# RECORDED DATA start

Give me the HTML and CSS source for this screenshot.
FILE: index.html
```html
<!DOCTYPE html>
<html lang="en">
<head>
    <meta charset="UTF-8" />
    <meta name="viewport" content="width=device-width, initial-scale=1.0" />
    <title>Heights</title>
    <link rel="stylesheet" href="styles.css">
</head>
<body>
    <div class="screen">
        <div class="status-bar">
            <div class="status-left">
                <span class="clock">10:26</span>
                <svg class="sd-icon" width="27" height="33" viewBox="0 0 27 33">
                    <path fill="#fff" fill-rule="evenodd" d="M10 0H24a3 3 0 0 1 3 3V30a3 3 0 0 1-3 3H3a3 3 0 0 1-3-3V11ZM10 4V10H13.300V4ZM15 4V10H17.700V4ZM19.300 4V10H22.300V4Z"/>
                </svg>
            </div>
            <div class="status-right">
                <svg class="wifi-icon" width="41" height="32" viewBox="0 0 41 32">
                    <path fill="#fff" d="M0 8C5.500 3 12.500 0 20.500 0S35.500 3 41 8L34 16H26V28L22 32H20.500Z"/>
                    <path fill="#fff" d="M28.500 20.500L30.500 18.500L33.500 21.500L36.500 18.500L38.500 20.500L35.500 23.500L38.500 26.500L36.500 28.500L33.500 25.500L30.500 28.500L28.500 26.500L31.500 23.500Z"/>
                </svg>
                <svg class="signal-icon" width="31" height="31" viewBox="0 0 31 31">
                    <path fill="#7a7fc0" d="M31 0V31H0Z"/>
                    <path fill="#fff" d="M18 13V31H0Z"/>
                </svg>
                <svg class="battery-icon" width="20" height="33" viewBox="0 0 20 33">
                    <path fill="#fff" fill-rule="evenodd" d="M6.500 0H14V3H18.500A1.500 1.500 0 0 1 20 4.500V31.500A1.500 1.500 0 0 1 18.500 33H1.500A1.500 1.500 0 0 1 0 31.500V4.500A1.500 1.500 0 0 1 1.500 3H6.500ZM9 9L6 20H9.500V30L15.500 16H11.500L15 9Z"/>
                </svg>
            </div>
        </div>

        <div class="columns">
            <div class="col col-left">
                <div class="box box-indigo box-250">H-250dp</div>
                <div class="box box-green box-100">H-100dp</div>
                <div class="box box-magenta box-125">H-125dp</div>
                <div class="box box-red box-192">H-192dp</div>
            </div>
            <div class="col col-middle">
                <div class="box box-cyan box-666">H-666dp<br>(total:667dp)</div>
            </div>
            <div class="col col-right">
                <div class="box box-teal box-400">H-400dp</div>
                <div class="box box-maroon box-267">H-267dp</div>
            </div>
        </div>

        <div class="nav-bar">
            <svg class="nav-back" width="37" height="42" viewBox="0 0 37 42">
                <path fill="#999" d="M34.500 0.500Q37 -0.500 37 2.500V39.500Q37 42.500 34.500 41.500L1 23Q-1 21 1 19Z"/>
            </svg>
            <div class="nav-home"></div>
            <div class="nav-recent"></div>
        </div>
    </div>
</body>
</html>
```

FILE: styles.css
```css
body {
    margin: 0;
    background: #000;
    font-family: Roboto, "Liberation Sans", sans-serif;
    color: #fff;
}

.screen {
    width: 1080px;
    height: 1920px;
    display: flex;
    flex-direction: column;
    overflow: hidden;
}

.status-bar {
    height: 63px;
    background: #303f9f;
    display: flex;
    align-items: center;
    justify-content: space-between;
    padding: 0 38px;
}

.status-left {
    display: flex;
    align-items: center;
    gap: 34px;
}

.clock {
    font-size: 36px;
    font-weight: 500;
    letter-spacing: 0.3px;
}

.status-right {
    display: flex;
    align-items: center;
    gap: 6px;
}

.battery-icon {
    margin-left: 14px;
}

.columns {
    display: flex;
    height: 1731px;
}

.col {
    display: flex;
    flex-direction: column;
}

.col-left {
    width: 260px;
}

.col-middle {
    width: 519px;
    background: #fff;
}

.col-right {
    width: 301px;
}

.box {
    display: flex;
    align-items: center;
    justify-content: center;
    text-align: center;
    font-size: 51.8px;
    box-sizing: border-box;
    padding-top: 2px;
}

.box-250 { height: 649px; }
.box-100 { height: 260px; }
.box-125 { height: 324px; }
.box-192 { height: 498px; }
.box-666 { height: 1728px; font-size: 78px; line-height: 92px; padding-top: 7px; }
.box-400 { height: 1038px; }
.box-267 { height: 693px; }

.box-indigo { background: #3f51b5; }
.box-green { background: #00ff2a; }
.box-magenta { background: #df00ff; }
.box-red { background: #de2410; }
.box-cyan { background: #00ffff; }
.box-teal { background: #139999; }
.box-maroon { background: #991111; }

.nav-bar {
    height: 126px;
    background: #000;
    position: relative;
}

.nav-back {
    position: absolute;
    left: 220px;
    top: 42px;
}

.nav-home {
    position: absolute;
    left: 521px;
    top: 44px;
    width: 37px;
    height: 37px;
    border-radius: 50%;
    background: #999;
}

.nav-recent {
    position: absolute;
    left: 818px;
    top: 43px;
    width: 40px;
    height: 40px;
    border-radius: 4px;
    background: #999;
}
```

# RECORDED DATA end
# RECORDED DATA start

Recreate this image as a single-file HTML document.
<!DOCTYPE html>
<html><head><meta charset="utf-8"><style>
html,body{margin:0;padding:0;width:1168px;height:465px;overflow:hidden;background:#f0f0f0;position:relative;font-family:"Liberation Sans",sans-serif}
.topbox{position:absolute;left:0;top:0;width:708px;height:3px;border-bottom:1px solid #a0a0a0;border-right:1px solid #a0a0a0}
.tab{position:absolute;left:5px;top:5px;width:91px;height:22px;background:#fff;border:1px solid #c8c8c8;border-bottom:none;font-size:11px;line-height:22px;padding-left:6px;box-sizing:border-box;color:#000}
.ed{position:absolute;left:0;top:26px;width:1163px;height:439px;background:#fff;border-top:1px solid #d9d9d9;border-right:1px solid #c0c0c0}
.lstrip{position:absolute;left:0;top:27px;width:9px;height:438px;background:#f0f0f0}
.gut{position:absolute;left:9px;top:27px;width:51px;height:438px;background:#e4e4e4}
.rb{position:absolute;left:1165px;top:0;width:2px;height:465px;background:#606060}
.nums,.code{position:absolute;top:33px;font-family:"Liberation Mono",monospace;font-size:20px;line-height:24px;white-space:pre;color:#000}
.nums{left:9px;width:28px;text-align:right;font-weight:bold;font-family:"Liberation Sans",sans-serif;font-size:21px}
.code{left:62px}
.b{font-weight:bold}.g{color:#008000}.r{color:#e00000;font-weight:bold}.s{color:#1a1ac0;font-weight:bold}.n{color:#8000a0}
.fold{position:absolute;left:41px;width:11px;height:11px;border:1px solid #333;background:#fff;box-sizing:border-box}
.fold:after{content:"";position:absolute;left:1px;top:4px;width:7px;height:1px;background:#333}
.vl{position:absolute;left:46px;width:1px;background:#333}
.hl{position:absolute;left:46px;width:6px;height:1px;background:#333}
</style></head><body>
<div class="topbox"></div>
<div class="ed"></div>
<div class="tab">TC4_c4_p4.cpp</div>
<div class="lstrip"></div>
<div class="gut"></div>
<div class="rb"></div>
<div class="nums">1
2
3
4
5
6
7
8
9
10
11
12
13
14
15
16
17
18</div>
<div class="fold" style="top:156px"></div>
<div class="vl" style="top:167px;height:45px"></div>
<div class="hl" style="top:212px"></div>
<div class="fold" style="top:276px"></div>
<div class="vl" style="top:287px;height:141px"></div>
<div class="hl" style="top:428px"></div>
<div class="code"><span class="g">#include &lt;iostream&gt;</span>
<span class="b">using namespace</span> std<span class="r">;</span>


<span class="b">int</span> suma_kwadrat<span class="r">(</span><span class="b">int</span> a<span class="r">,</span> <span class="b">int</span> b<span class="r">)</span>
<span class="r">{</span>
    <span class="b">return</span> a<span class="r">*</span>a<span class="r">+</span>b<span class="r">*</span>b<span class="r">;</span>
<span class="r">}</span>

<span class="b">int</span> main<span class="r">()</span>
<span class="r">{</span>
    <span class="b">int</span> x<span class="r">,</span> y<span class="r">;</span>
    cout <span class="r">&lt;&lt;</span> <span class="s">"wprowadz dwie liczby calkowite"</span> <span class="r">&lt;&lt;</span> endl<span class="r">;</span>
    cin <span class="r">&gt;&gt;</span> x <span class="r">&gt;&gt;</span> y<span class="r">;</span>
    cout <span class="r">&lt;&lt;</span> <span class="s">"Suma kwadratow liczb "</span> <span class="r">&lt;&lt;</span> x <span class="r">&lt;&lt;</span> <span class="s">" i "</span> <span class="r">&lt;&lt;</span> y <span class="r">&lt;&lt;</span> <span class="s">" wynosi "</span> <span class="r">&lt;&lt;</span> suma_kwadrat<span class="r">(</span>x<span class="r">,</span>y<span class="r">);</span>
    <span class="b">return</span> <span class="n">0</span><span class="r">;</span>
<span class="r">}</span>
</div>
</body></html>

# RECORDED DATA end

> [EXERCISE BRIEF]
Read the entries and select each line where the word "this" is found.

> [TASK SOLUTION]
Give me the HTML and CSS source for this screenshot.
Recreate this image as a single-file HTML document.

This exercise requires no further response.